L’intellectuel utopiste peut mener ce combat sans prendre de position de surplomb car, en réalité, son travail ne nécessite aucune séparation entre théorie et pratique. En effet, les images de l’émancipation ne sont pas des vérités complexes à obtenir, par une longue formation universitaire et que les masses, par leur manque de capital culturel, seraient incapables de saisir par elles-mêmes. Au contraire, celles-ci, dans leurs vies les plus concrètes, sont les premières utopistes. Si aujourd’hui, elles sont frappées de mélancolie, après trente ans d’impuissance savamment organisée par l’ordre néolibéral, le rôle de l’utopiste n’est pas de démystifier leurs consciences encombrées de mensonges en leur dévoilant la vérité, mais de les séduire pour aviver en eux le désir de se créer une autre vie, pour générer l’enthousiasme de la révolte. En figurant son propre désir, l’utopiste ose et ce faisant invite les autres à faire comme lui. C’est précisément sur fond sur cette dimension de contagion que les socialistes utopiques du XIXe siècle comptaient quand ils défendaient l’idée qu’à la vue de leurs petites communautés heureuses, tous les autres hommes voudraient faire de même.
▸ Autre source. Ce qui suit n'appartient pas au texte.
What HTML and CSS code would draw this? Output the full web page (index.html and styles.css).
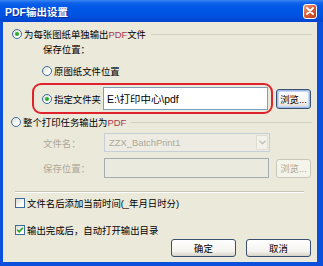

On a souvent moqué cette dimension, comme Marx et Engels qui la qualifiant de naïve, mais il faut rappeler qu’elle a eu sa réalité, car les communautés utopiques se sont réellement multipliées à cette époque. Et si elles n’ont pas fait advenir le règne du bonheur sur toute la terre, elles ont néanmoins contribué à renforcer le désir communiste de transformation sociale qui a eu des effets positifs bien réels, dont nous bénéficions encore aujourd’hui à divers niveaux ; comme ce droit du travail qu’on cherche aujourd’hui à supprimer.

 

[1] Foucault, « La fonction politique de l’intellectuel », Dits Ecrits, Tome III n°184.

[2] “Les intellectuels et le pouvoir”, Michel Foucault L’Arc, no 49 : Gilles Deleuze, 2e trimestre 1972

[3] «Entretien avec Michel Foucault», Dits Ecrits Tome III n°192.

[4] De L’impossible prison N°278.

[5] « Entretien avec Michel Foucault » fin 1978, DE IV, n°281.

[6] “Les intellectuels et le pouvoir”, Michel Foucault L’Arc, no 49 : Gilles Deleuze, 2e trimestre 1972

[7] « Le souci de la vérité» (entretien avec F. Ewald), Magazine littéraire, no 207, mai 1984, pp. 18-23.

 

[8] Rancière, Le philosophe et ses pauvres, Garnier-Flammarion, p. 122.

[9] Manuel Cervera-Marzal, Pour un suicide des intellectuels, Textuel, p. 104.

[10] « La fonction politique de l’intellectuel », Dits Ecrits, Tome III n°184.

[11] Shlomo Sand, La fin de l’intellectuel français ?De Zola à Houellebecq, La Découverte, 2016.

[12] David Owen, « Reasons and Practices of Reasoning: on the analytic/continental distinction in political philosophy », in European Journal of Political Theory, May 25, 2015.

[13] Miguel Abensour, « Thomas More ou la voie oblique », in L’utopie, de Thomas More à Walter Benjamin, Sens & Tonka, 2009. 1e ed. 2000.

[14] Ibid., p. 29.

[15] Thomas More, L’Utopie, Garnier-Flammarion, Paris, 1987, p. 234.

[16] La finalité de cet ordre est diverse selon les auteurs, le bonheur, la sécurité ou paix sociale, la justice, etc.

[17] Aux bords du politique, Folio, p. 112.